# [Objective]
Show all lines holding "this".

Data listing:
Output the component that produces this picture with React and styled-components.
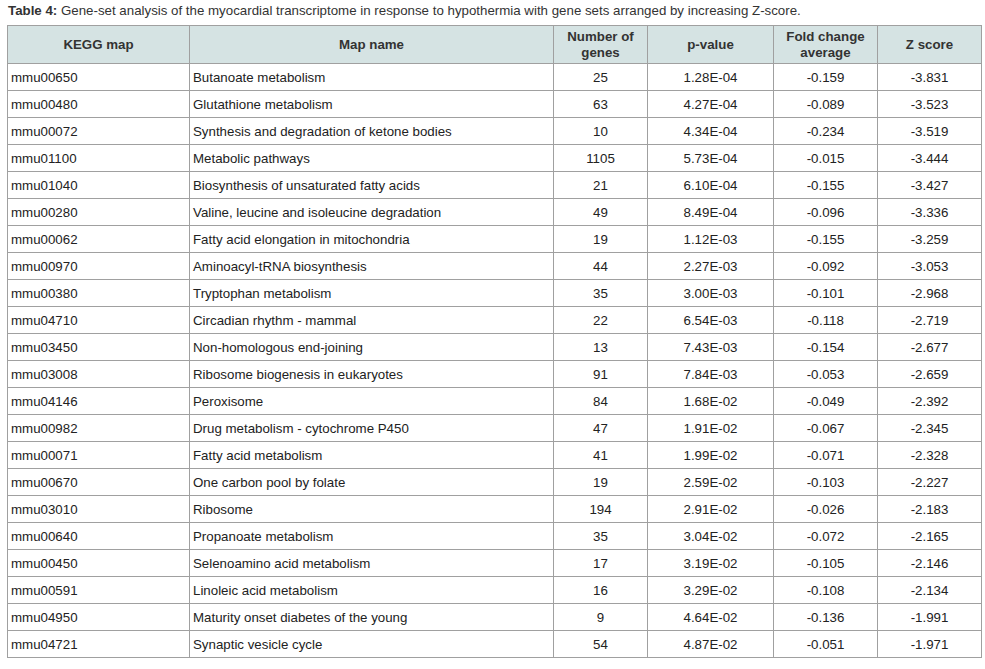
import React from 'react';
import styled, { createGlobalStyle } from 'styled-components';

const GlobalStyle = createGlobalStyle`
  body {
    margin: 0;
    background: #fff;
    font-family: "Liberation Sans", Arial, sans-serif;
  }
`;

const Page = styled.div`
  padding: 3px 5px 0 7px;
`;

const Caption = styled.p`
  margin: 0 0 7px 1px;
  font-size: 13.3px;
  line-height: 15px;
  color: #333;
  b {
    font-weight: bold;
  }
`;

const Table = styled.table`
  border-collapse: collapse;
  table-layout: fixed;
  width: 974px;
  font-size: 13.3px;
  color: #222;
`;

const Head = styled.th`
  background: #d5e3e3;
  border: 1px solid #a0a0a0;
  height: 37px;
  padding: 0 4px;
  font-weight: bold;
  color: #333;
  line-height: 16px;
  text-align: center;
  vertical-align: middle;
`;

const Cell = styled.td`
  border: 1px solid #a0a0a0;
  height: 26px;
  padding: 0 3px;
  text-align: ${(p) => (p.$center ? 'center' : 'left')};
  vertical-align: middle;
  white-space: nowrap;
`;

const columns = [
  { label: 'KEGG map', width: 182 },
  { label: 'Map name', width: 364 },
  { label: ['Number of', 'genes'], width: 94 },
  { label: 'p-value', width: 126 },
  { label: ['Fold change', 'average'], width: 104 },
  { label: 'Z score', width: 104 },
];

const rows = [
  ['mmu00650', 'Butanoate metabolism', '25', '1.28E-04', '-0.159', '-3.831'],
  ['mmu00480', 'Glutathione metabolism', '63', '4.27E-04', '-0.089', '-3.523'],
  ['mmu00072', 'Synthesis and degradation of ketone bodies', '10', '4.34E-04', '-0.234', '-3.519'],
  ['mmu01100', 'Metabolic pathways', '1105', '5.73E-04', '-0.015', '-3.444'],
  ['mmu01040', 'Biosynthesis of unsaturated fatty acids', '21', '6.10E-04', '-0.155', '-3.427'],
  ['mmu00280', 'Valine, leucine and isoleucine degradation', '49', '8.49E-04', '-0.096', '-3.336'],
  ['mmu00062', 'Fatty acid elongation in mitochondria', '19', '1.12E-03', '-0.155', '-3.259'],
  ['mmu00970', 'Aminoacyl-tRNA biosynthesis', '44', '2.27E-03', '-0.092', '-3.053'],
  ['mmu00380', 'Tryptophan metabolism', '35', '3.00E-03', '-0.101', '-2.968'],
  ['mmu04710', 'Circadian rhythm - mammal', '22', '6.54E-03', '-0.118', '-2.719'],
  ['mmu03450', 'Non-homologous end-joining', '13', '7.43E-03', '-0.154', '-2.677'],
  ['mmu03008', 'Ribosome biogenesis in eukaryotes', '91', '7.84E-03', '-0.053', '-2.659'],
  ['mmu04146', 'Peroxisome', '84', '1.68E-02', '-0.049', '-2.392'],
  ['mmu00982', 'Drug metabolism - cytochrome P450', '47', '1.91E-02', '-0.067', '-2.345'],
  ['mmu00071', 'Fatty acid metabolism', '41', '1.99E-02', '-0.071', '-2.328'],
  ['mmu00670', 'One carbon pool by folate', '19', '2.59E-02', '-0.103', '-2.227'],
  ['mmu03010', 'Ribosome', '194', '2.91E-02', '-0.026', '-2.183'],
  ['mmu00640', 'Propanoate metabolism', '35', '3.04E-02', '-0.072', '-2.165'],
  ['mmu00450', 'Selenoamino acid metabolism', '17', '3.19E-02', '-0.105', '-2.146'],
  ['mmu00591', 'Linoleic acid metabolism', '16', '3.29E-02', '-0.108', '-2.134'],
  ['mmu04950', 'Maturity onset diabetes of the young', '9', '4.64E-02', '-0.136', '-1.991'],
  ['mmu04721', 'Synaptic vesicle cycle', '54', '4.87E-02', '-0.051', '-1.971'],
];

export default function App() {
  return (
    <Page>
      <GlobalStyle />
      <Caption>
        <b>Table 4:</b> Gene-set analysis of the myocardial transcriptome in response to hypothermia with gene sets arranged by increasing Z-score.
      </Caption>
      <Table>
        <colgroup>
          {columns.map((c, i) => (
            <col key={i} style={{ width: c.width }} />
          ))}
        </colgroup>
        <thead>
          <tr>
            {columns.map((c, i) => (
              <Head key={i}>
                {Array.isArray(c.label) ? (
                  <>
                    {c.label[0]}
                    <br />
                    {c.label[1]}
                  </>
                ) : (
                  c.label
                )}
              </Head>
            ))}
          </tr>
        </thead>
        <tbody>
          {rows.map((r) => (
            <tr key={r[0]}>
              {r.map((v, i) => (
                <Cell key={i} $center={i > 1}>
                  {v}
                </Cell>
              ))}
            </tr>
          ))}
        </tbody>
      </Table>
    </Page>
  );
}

* * *

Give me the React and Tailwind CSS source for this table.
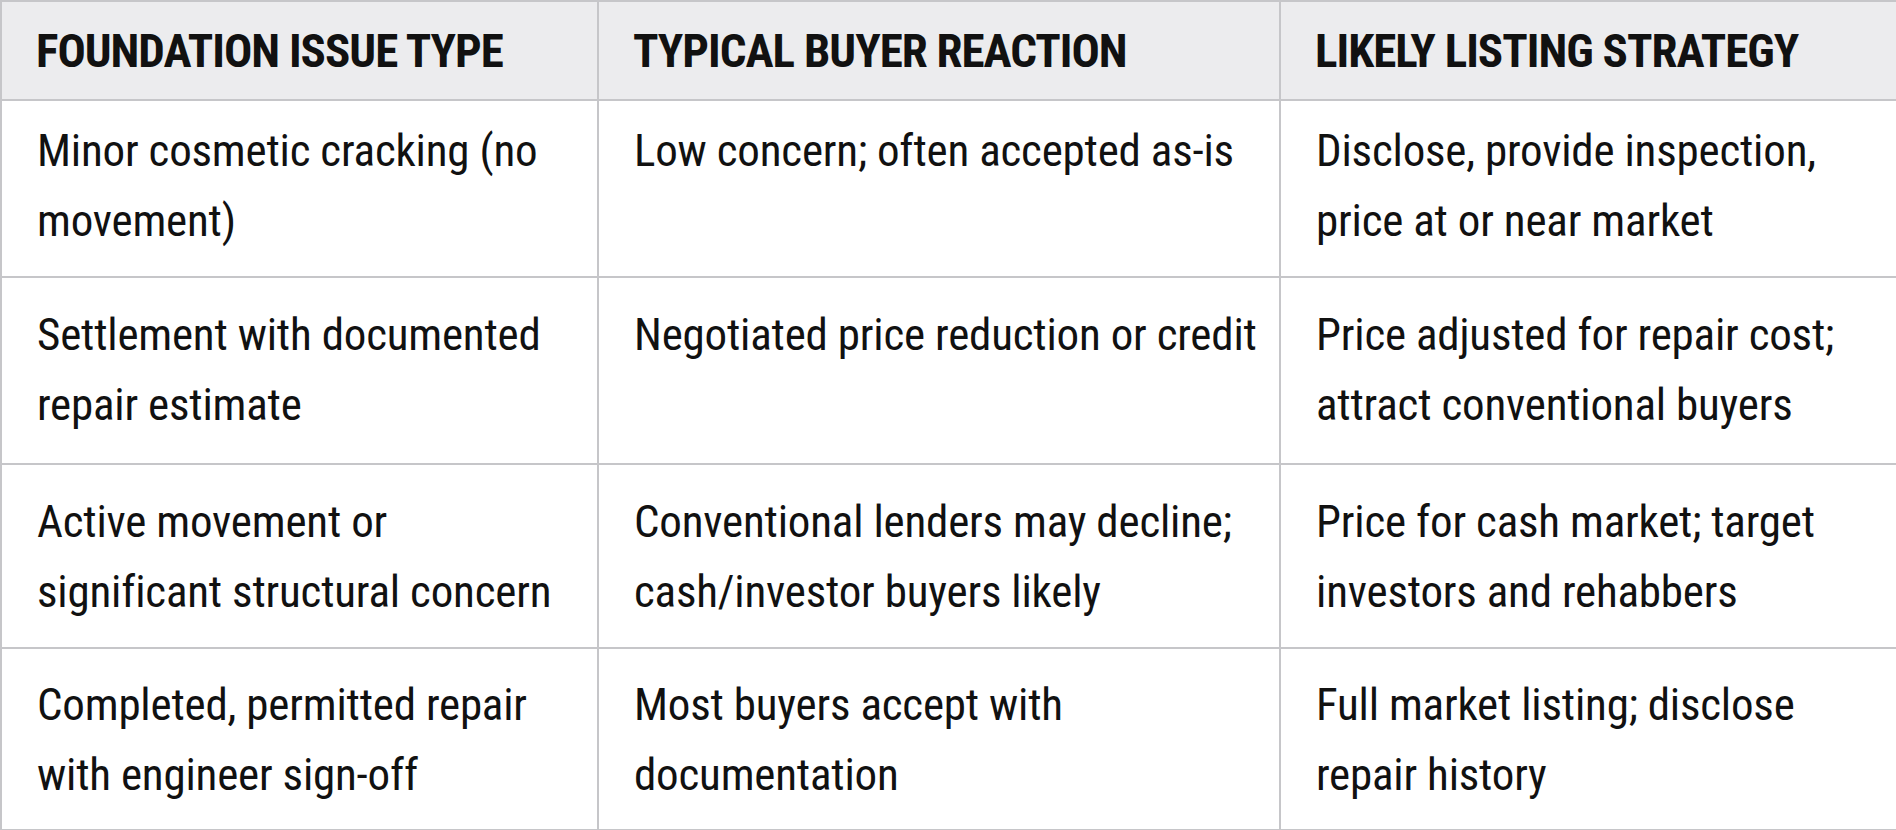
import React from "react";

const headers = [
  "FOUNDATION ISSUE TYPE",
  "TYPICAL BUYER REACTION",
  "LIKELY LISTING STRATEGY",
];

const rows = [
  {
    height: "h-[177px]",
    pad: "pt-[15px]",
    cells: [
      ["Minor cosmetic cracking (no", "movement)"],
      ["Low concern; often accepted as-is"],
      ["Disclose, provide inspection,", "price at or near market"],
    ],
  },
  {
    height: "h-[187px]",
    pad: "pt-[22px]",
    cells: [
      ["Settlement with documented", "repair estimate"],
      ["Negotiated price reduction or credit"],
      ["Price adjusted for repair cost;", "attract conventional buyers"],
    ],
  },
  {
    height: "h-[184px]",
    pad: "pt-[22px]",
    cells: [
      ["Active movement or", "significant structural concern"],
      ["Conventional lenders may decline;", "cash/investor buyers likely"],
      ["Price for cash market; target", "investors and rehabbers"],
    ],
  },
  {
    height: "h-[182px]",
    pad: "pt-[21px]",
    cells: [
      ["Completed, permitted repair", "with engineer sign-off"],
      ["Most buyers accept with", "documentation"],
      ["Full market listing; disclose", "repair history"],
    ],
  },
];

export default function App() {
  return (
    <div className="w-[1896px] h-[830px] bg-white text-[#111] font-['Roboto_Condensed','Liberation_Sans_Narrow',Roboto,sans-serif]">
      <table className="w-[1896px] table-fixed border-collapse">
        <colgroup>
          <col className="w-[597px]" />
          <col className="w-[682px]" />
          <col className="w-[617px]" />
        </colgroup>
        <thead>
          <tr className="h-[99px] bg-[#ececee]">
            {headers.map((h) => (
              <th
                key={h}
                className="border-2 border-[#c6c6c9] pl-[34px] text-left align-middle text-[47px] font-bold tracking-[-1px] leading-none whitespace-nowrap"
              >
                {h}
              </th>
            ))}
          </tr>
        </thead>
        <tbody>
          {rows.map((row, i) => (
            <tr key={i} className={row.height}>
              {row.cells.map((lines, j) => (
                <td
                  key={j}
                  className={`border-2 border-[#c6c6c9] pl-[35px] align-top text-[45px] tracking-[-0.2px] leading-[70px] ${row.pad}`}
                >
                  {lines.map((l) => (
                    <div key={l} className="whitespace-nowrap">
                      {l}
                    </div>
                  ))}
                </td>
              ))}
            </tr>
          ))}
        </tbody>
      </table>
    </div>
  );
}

* * *

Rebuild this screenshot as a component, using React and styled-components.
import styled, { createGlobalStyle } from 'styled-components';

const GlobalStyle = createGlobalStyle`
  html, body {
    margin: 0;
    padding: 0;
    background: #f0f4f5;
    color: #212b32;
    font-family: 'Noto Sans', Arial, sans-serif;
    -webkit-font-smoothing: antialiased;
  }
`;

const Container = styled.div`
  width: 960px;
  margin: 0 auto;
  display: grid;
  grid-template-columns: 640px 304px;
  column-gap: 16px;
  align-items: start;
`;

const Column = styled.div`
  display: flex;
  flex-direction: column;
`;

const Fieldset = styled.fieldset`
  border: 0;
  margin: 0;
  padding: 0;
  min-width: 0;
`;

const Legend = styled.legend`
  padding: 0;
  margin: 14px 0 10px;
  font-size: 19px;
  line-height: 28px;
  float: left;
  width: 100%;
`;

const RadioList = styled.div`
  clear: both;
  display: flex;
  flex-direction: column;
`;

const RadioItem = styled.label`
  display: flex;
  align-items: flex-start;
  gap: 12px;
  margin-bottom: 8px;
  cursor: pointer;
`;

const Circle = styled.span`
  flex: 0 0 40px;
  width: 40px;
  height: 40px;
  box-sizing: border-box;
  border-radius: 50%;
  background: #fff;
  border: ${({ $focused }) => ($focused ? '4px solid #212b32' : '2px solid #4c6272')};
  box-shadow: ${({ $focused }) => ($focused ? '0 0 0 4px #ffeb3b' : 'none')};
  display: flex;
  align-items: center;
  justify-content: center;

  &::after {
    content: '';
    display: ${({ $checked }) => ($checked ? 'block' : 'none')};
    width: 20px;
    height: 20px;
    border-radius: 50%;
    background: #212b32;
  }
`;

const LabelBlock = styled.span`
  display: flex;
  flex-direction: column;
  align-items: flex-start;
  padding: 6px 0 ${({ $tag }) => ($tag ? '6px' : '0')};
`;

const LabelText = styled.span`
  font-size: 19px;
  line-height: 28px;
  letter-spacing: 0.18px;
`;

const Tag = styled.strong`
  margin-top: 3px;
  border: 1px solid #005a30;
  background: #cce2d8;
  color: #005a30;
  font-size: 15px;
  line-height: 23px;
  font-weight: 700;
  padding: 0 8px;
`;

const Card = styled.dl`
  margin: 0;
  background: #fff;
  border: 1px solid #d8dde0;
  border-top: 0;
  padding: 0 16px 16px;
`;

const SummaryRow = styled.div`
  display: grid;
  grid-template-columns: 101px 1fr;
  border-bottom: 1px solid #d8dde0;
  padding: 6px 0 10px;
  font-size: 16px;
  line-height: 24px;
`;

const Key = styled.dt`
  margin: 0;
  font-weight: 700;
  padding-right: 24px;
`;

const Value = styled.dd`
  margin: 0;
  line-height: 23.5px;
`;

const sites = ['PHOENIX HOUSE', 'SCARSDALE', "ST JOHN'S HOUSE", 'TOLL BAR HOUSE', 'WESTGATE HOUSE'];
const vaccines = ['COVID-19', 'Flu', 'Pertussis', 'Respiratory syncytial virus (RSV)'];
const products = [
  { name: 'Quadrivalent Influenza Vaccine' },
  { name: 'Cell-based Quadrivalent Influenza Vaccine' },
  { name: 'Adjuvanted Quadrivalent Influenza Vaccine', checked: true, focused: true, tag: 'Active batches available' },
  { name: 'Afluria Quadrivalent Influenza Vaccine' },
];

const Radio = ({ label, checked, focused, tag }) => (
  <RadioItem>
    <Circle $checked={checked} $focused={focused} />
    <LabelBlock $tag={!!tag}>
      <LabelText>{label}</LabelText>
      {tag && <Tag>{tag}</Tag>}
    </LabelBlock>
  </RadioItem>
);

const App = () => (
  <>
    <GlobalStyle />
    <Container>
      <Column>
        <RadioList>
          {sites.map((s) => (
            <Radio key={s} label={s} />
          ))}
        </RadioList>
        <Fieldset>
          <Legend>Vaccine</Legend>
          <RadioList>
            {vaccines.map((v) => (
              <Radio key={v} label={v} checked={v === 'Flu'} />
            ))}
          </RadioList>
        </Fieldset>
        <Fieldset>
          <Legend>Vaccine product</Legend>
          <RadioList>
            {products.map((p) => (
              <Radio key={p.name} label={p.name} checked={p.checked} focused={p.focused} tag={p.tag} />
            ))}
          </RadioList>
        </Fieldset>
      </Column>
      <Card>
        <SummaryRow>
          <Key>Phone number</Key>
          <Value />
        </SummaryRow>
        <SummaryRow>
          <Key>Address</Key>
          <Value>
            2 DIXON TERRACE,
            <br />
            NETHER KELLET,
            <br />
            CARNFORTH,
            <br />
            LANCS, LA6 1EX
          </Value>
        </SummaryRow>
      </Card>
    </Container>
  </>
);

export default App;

# [Finished answer]
Output the component that produces this picture with React and styled-components.
Give me the React and Tailwind CSS source for this table.
Rebuild this screenshot as a component, using React and styled-components.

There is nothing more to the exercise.